Back when Laura Rollins first used food stamps for her family—more than two decades ago—she was sometimes embarrassed to use her stamps at the grocery store.
“When we used to have those books of food stamps that you know that to me was embarrassing because that was telling everybody that was around me and letting them know that, ‘oh, she’s poor,’” Rollins recalls.
Rollins is nearly 64 years old and lives in Fort Lauderdale. Her three boys are grown. She works part time at MacDonald’s and takes care of her great-grandbabies a couple of days a week.
She’s needed on-and-off help buying food over the years. Right now, she qualifies to get $16 a month from the Supplemental Nutrition Assistance Program, or SNAP. It’s not much, but it helps.
And these days, her benefits automatically get loaded up on a special SNAP credit card—called an EBT card. No book of stamps.
“Right now, I swipe my card like it ain’t nothing because it looks like a really cool credit card,” she says.
THE CARD AND THE BILL
That EBT card, and where Rollins and the other nearly 3.7 million Floridians with SNAP benefits can swipe it, is at the heart of a bill making its way through the legislature.
House Bill 103 and its companion, Senate Bill 284, propose that produce sellers at non-brick-and-mortar locations—like farmers markets and flea markets—could set up EBT systems to accept the SNAP cards. It adds that a vendor could run the card system on behalf of other farm stands at the market.
“Currently only about 21 percent of farmers markets accept EBT benefits,” the House bill’s sponsor, Rep. Reggie Fullwood, D-Jacksonville, told the House Health & Human Services Committee in January. “So we look at this as really a way to encourage folks who receive assistance from the state and federal government to eat healthier and utilize our farmers markets.”

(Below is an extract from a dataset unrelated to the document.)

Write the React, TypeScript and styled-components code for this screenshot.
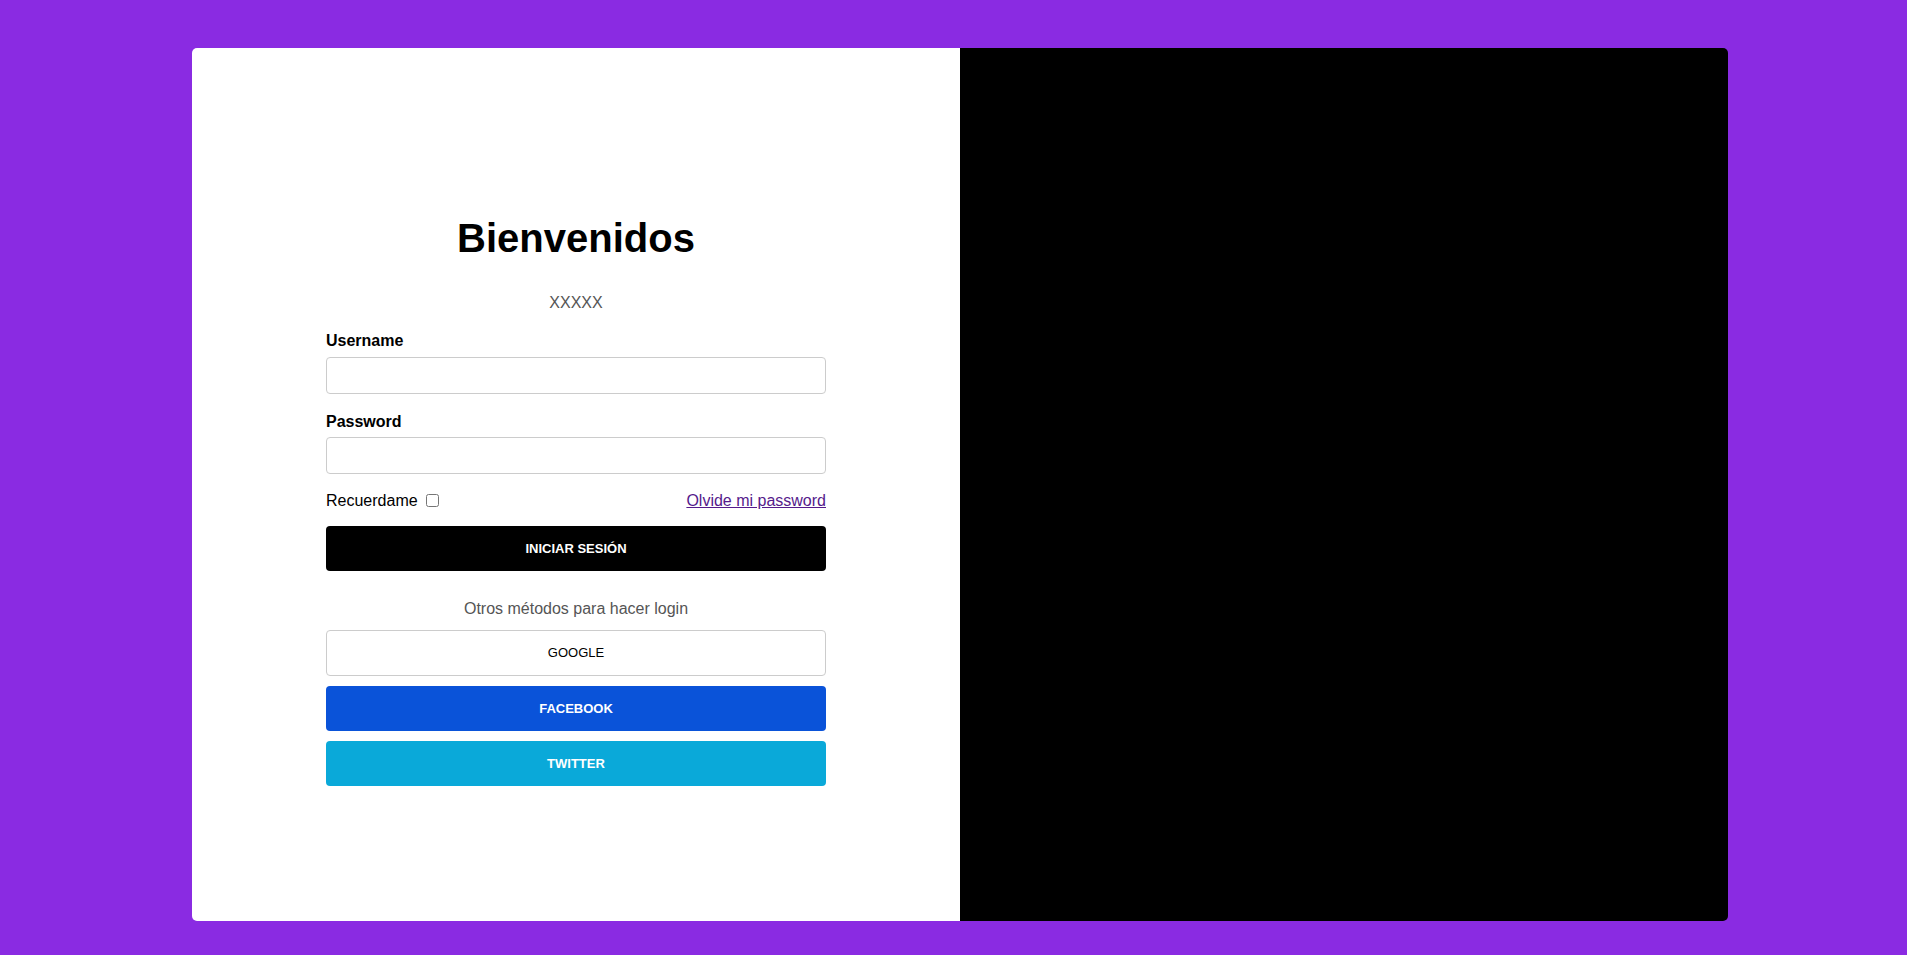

The bill made it through the committee with unanimous support. It’s gotten unanimous support every time it’s come up for a vote.
It passed in the House this year and it’s now making its way through the Senate. This is the third time it’s been proposed and this is the farthest it’s ever gotten.
ALREADY DOING IT
On a sunny Saturday at the Southwest Community Farmer’s Market in Miami, the Urban Oasis farm stand is loaded with turnips, cilantro, broccoli and baskets of fresh greens.
People who use SNAP can shop here, but without the EBT system vendor Carl Templer has to go through a lot of steps to get reimbursed:
“Record everything on paper. Submit everything, again, on paper. Then turn it into an email. Then turn it in to the state,” says Templer, who says about a third of his customers use SNAP.
That’s part of why Urban Oasis has started using the EBT system at some of its other locations.
“It speeds it up,” says Templer. “And also it makes it more comfortable for the customer not to have to say, ‘well, I'm a food stamp customer.’”
Urban Oasis is already doing what House Bill 103 proposes—it’s already legal.
It requires a machine to swipe the cards along with reliable Internet access, and the vendors have to apply to be part of the SNAP program—which can be a lot for a small operation.
Still, Urban Oasis and other produce vendors have already started connecting to the EBT system and running SNAP cards on behalf of other farmers at their markets.
Supporters of the bill, like Fullwood, say this is a first step to encourage more markets to use SNAP cards.
“If we can get new farmers markets popping up to meet the demand, that would be awesome,” says Fullwood. “I hope five to 10 years from now we look at a bill like this and say, ‘wow, because of this bill and bills like it, we have a healthier public.’”
RATHER NOT USE SNAP
Laura Rollins likes the idea of being able to swipe her SNAP card in more places, like the big flea market not too far from her house.
“It would change a lot of the way I would shop because then I could run to the Swap Shop and I could just pick up everything I need right there from the Swap Shop,” says Rollins.
Still, if it were up to Rollins, she’d rather not need SNAP at all.
“And it’s not only just me; it’s a lot of people that don't want to rely on this stuff. You'd rather be providing for our families on our own. Being responsible,” says Rollins.
She wishes lawmakers would give more consideration to a tougher political fight: raising the minimum wage.